A impressionare, di questa squadra, è anche la capacità di ciascun giocatore di incidere, scendendo in campo dall’inizio o subentrando.
«Credo che il Livorno sia tra le squadre con maggiori rotazioni. Siamo tutti parte di uno stesso gruppo che lotta per i medesimi obiettivi: è un valore aggiunto, costruito settimana dopo settimana».
Dei 13 gol realizzati fin qui, qual è quello a cui è più legato?
«Il primo, quello del 2-1 contro il Trestina. Un po’ perché segnato al Picchi, davanti alla nostra tifoseria, un po’ perché era quasi un segno del destino: Andrea Luci, un simbolo, quella domenica segnò la rete del momentaneo 1-1 e io chiusi il cerchio. Quello è stato il punto di partenza per scalare la classifica e di ripartenza per la società: perché il Livorno non doveva stare un giorno in più alla periferia dell’impero del pallone».
Il suo abbraccio a Filippo Tani, dopo la pesantissima sconfitta col Ghiviborgo, è una delle immagini più belle del calcio: il senatore che rinfranca il giovane.
«Le lacrime di Pippo erano il sentimento di tutti. Ma in quella partita non c’è stato un solo responsabile, semmai uno scivolone collettivo. È compito dei più esperti far crescere i giovani e cercare di sollevare i fardelli dalle loro spalle. Da livornese e da tifoso del Livorno, per lui, quella ferita è stata ancora più difficile da metabolizzare. È stato un gesto istintivo, anche perché questo spogliatoio è prima di tutto una famiglia».
Dionisi ma il suo futuro di che colore vorrebbe colorarlo?
«Se ci sarà la possibilità, spero di continuare ancora qui. Sono state gettate le basi, continuiamo».

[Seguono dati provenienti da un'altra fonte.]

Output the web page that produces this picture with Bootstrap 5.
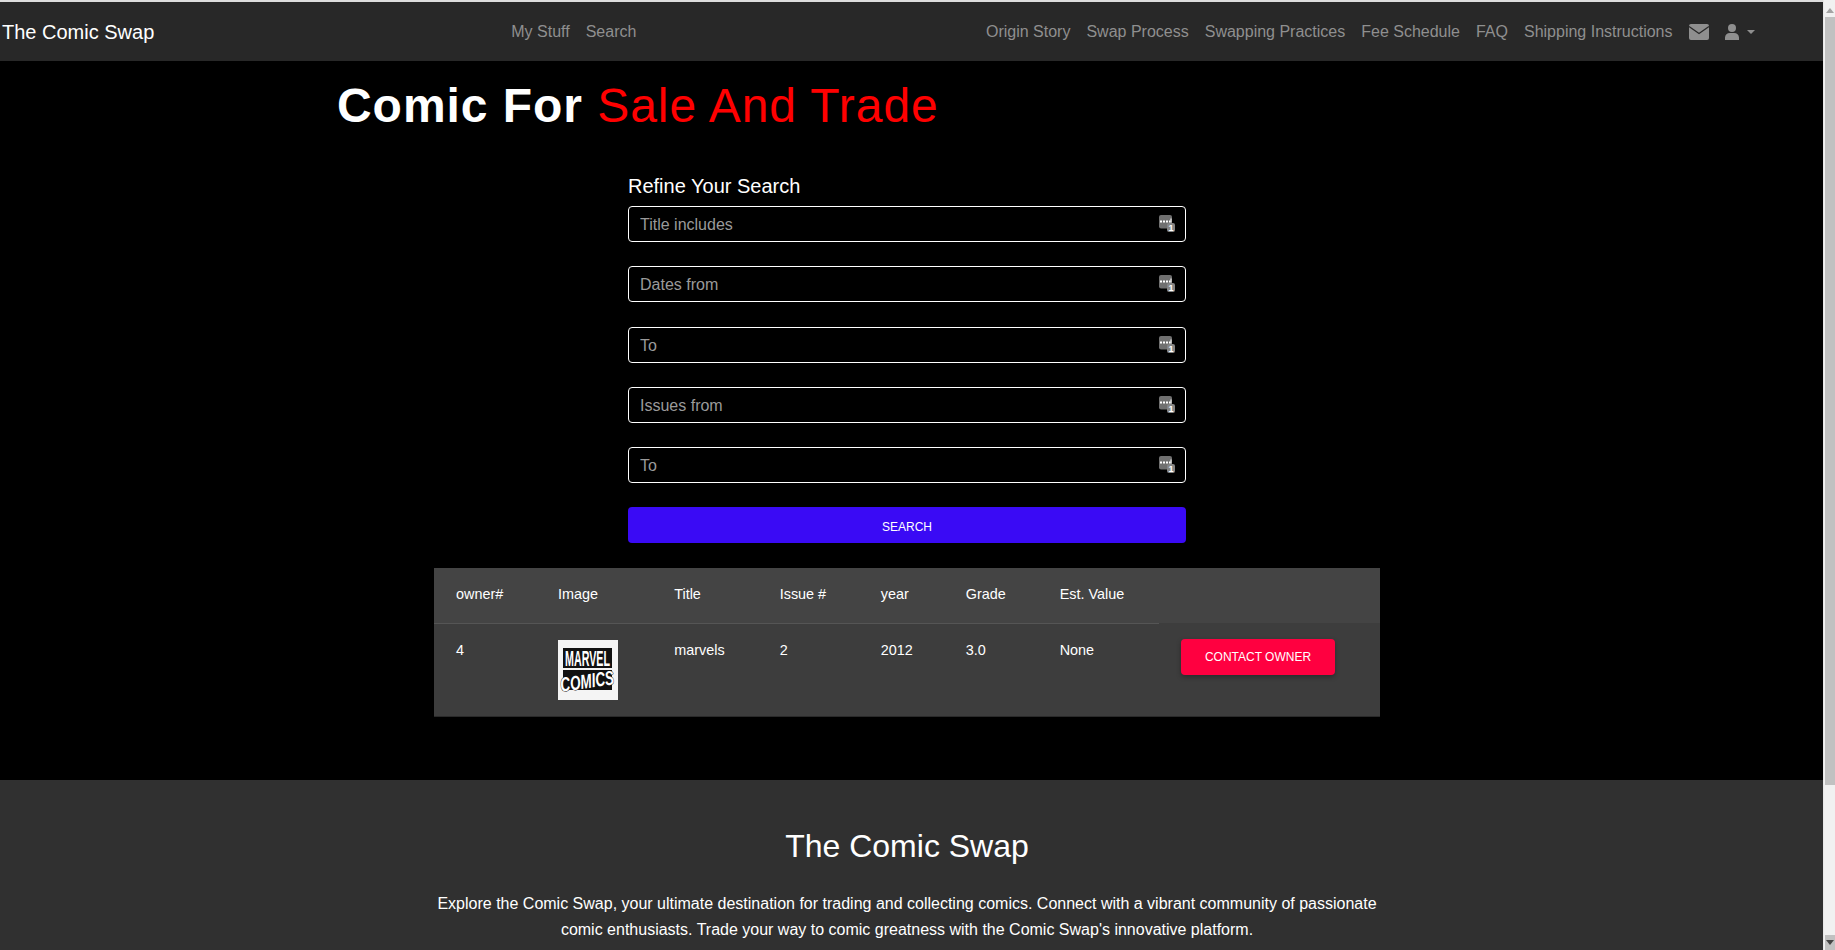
<!DOCTYPE html>
<html lang="en">
<head>
<meta charset="utf-8">
<title>The Comic Swap</title>
<link href="https://cdn.jsdelivr.net/npm/bootstrap@5.3.0/dist/css/bootstrap.min.css" rel="stylesheet">
<style>
body{background:#000;color:#fff;font-family:"Liberation Sans",Arial,sans-serif;border-top:2px solid #ddd;padding-right:12px}
.topbar{background:#282828;height:59px;padding:0 0 0 2px}
.topbar .navbar-brand{color:#fff;font-size:20px;padding:0;margin:0}
.topbar .nav-link{color:#8f8f8f;font-size:16px;padding:0 8px}
.mid-links{margin-left:349px}
.right-links{margin-left:auto;margin-right:60.500px}
.headline{font-size:48px;font-weight:700;letter-spacing:.95px;margin:0 0 0 337px;padding-top:16px;line-height:58px;color:#fff}
.headline span{color:#f00;font-weight:400}
.search-box{width:558px;margin:39px auto 0 628px}
.search-box h5{font-size:20px;font-weight:400;margin:0 0 8px;line-height:24px}
.field-row{position:relative;margin-bottom:24.250px}
.dark-input{background:#000;border:1px solid #fff;border-radius:4px;color:#fff;height:36px;padding:7px 11px 5px;font-size:16px}
.dark-input::placeholder{color:#9a9a9a}
.dark-input:focus{background:#000;color:#fff}
.pick-icon{position:absolute;right:11px;top:9px;width:16px;height:17px}
.search-btn{background:#3a0af5;color:#fff;border:0;border-radius:4px;height:36px;font-size:12px;width:100%;padding:8px 12px 4px}
.result-box{width:946px;margin:25px 0 0 434px;background:#3d3d3d;border-bottom:1px solid #2a2a2a}
.result-table{--bs-table-bg:transparent;--bs-table-color:#fff;color:#fff;margin:0;font-size:14.400px}
.result-table th{font-weight:400;padding:15px 22px 19px;border-bottom:1px solid #555;line-height:20px;height:55px;background:#444}
.result-table th.no-line{border-bottom:0;width:221px}
.result-table td{padding:16px 22px 16px;border:0;line-height:20px;height:93px}
.marvel-thumb{display:block;width:60px;height:60px;background:#f4f4f4}
.contact-btn{background:#ff0040;color:#fff;border:0;border-radius:4px;font-size:12px;height:36px;width:154px;box-shadow:0 2px 5px rgba(0,0,0,.3)}
.about-band{background:#303030;margin-top:63px;padding:47px 0 0;height:171px;overflow:hidden;text-align:center}
.about-inner{width:946px;margin-left:434px}
.about-inner h2{font-size:32px;font-weight:400;line-height:38px;margin:0 0 26px}
.about-inner p{margin:0;font-size:16px;line-height:25.600px;color:#fff}
.fake-scroll{position:fixed;top:0;right:0;bottom:0;width:12px;background:#f1f1f1;border-left:1px solid #e8e8e8}
.scroll-up{height:17px;padding:8px 0 0 2px}
.scroll-thumb{height:768px;background:#c1c1c1;margin-left:1px}
.scroll-down{height:15px;background:#c1c1c1;margin-left:1px;padding:5px 0 0 1px}
</style>
</head>
<body>
<svg class="d-none">
  <symbol id="fill-icon" viewBox="0 0 16 17">
    <rect width="13" height="13.500" rx="2" fill="#707070"/>
    <path d="M1 5.500h2v2H1zM4 5.500h2v2H4zM7 5.500h2v2H7zM10 5.500h1.500v2H10z" fill="#fff"/>
    <path d="M11.500 3.500h1v4h-1z" fill="#fff"/>
    <rect x="8" y="8" width="8" height="9" rx="2" fill="#858585"/>
    <text x="12" y="15.500" text-anchor="middle" font-family="Liberation Sans" font-size="9" font-weight="700" fill="#fff">1</text>
  </symbol>
</svg>

<nav class="navbar topbar navbar-expand">
  <div class="d-flex align-items-center w-100">
    <a class="navbar-brand" href="#">The Comic Swap</a>
    <ul class="navbar-nav mid-links">
      <li class="nav-item"><a class="nav-link" href="#">My Stuff</a></li>
      <li class="nav-item"><a class="nav-link" href="#">Search</a></li>
    </ul>
    <ul class="navbar-nav right-links align-items-center">
      <li class="nav-item"><a class="nav-link" href="#">Origin Story</a></li>
      <li class="nav-item"><a class="nav-link" href="#">Swap Process</a></li>
      <li class="nav-item"><a class="nav-link" href="#">Swapping Practices</a></li>
      <li class="nav-item"><a class="nav-link" href="#">Fee Schedule</a></li>
      <li class="nav-item"><a class="nav-link" href="#">FAQ</a></li>
      <li class="nav-item"><a class="nav-link" href="#">Shipping Instructions</a></li>
      <li class="nav-item"><a class="nav-link d-flex" href="#" aria-label="Messages"><svg width="20" height="16" viewBox="0 0 20 16"><rect width="20" height="16" rx="2" fill="#8f8f8f"/><path d="M0 2.500 10 9.500 20 2.500" fill="none" stroke="#282828" stroke-width="1.300"/></svg></a></li>
      <li class="nav-item"><a class="nav-link d-flex align-items-center" href="#" aria-label="Account"><svg width="14" height="16" viewBox="0 0 14 16"><circle cx="7" cy="4" r="4" fill="#8f8f8f"/><path d="M0 16v-2.500a5 5 0 0 1 5-4.500h4a5 5 0 0 1 5 4.500V16z" fill="#8f8f8f"/></svg><svg class="ms-2" width="8" height="4" viewBox="0 0 8 4"><path d="M0 0h8L4 4z" fill="#8f8f8f"/></svg></a></li>
    </ul>
  </div>
</nav>

<main>
  <h1 class="headline">Comic For <span>Sale And Trade</span></h1>

  <form class="search-box">
    <h5>Refine Your Search</h5>
    <div class="field-row"><input class="form-control dark-input" placeholder="Title includes"><svg class="pick-icon"><use href="#fill-icon"/></svg></div>
    <div class="field-row"><input class="form-control dark-input" placeholder="Dates from"><svg class="pick-icon"><use href="#fill-icon"/></svg></div>
    <div class="field-row"><input class="form-control dark-input" placeholder="To"><svg class="pick-icon"><use href="#fill-icon"/></svg></div>
    <div class="field-row"><input class="form-control dark-input" placeholder="Issues from"><svg class="pick-icon"><use href="#fill-icon"/></svg></div>
    <div class="field-row"><input class="form-control dark-input" placeholder="To"><svg class="pick-icon"><use href="#fill-icon"/></svg></div>
    <button type="button" class="btn search-btn">SEARCH</button>
  </form>

  <div class="result-box">
    <table class="table result-table">
      <thead><tr><th>owner#</th><th>Image</th><th>Title</th><th>Issue #</th><th>year</th><th>Grade</th><th>Est. Value</th><th class="no-line"></th></tr></thead>
      <tbody><tr>
        <td>4</td>
        <td><svg class="marvel-thumb" viewBox="0 0 60 60"><rect width="60" height="60" fill="#f4f4f4"/><rect x="5" y="8" width="49" height="20" fill="#111"/><text transform="translate(29.500 26) scale(1.070 2.200)" text-anchor="middle" font-family="Liberation Sans" font-size="10" font-weight="700" fill="#fff">MARVEL</text><rect x="5" y="30" width="49" height="20" fill="#111"/><text transform="translate(30 48) rotate(-8) scale(1.350 2)" text-anchor="middle" font-family="Liberation Sans" font-size="10" font-style="italic" font-weight="700" fill="#fff" stroke="#111" stroke-width=".5" paint-order="stroke">COMICS</text></svg></td>
        <td>marvels</td><td>2</td><td>2012</td><td>3.0</td><td>None</td>
        <td class="py-3"><button type="button" class="btn contact-btn">CONTACT OWNER</button></td>
      </tr></tbody>
    </table>
  </div>

  <section class="about-band">
    <div class="about-inner">
      <h2>The Comic Swap</h2>
      <p>Explore the Comic Swap, your ultimate destination for trading and collecting comics. Connect with a vibrant community of passionate comic enthusiasts. Trade your way to comic greatness with the Comic Swap's innovative platform.</p>
    </div>
  </section>
</main>

<div class="fake-scroll d-flex flex-column" aria-hidden="true">
  <div class="scroll-up"><svg class="d-block" width="8" height="5" viewBox="0 0 8 5"><path d="M4 0l4 5H0z" fill="#a3a3a3"/></svg></div>
  <div class="scroll-thumb"></div>
  <div class="flex-grow-1"></div>
  <div class="scroll-down"><svg class="d-block" width="8" height="5" viewBox="0 0 8 5"><path d="M0 0h8L4 5z" fill="#444"/></svg></div>
</div>
<script src="https://cdn.jsdelivr.net/npm/bootstrap@5.3.0/dist/js/bootstrap.bundle.min.js"></script>
</body>
</html>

Cosa le resta dell’abbraccio della città di domenica scorsa al Picchi?
«Le emozioni. E l’entusiasmo della gente. La città e la tifoseria sono ferite per quanto accaduto negli ultimi anni: tocca a noi lenire il dolore. Intanto, continuiamo a macinare vittorie, già domenica contro il Flaminia. C’è un campionato da finire e poi dobbiamo pensare alla Poule scudetto. Sì, il sogno più bello sarebbe quello di accompagnare questo club e salutarlo lì dove ci siamo trovati». In Serie A.